Entire studies and dissertations have been devoted to the analysis of the Spenserian epic. Thus making this compact yet engaging for a contemporary reader is no easy ordeal, so bear with me.
On the surface, the epic is a chivalrous adventure romance set in a slightly reimagined (and fantasy infused) era of the younger King Arthur - here, Prince Arthur. And though not among the leading protagonists, Arthur makes cameos (some fairly involved) throughout.
Even at this level I already found the poem fairly enthralling. Spenser’s magnum opus became a colossal influence for the future of British poesy.
He even popularized the Spenserian stanza comprising the entire Faerie Queene: nine lines of very particular rhyme pattern with a terminating six-footer to contrast the preceding pentameter. Spenser likewise fashioned the Spenserian Sonnet to compliment the Italian/Petrarchian and the English/Shakespearean forms.
But beyond, the Faerie Queene is one of the most allegorically woven works of the pre-modern (and probably the Medieval) canon. Allegory is the frontrunning element of the Saga.
Conceived as a multi-tiered allegory from the start (a point Spenser heavily emphasized in the introductory epistle), the tiers you’ll find include:
The moral virtues. Each book addresses and likewise serves as an allegory for a particular virtue (of the Aristotelian system). The first three books address Holiness, Temperance and Chastity, each embodied in a different protagonist.
* Prince Arthur, on the other hand, (conveniently) embodies all the virtues. Spenser chose him as one of the nine worthies representing Britain.
* * For the unacquanted (as I was beforehand), the nine worthies consist of
- Joshua
- David
- Judas Maccabeus
- Hector (of Troy)
- Alexander
- Julius Caesar
- Arthur
- Charlemagne
- Godfrey of Boulogne
An allegory for Queen Elizabeth (I) as an emblem for moral virtue.
An allegory for the Queen at a political level.
An allegory for the 16th-century society (with naturally exhibited anachronism).
Then on a finer level, Spenser manifests Allegorical entities nonstop: from the character names that directly mimic the underlying value (be it virtue or misdeed), to entire settings that, without the slightest attempt at evasion, symbolize something else entirely.

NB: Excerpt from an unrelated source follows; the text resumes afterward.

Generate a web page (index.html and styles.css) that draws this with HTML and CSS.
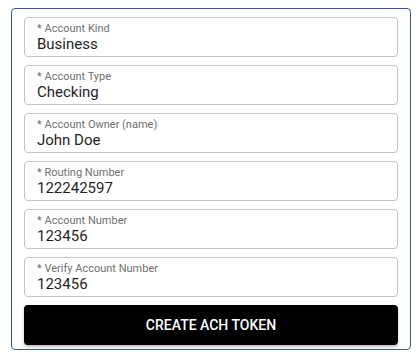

Academic factors aside, it’s some of the finest and lyrically enchanting narrative poetry I’ve encountered. Particularly at first, I recall a starkly surreal sensation (due in part to the allegorican undertone).
On the one hand, you read of Knights, villains, sorcerers, enchantresses, creatures, and dieties. And there is a sufficient amount of gore and blood spilled throughout the narrative.
Meanwhile, you begin to perceive a veil of mysticism and fantasy pulled over this one reality leading to another, unpredictable and dreamlike.
Some of my favourite segments involve these appropriately named, lavish environments of diverse allegorical context and symbolism (subject to manifold academic study):
- The House of Pride (and the Seven Sins)
- The House of Holiness
- The Three Sister’s Castle (of Aristotle’s ethical system)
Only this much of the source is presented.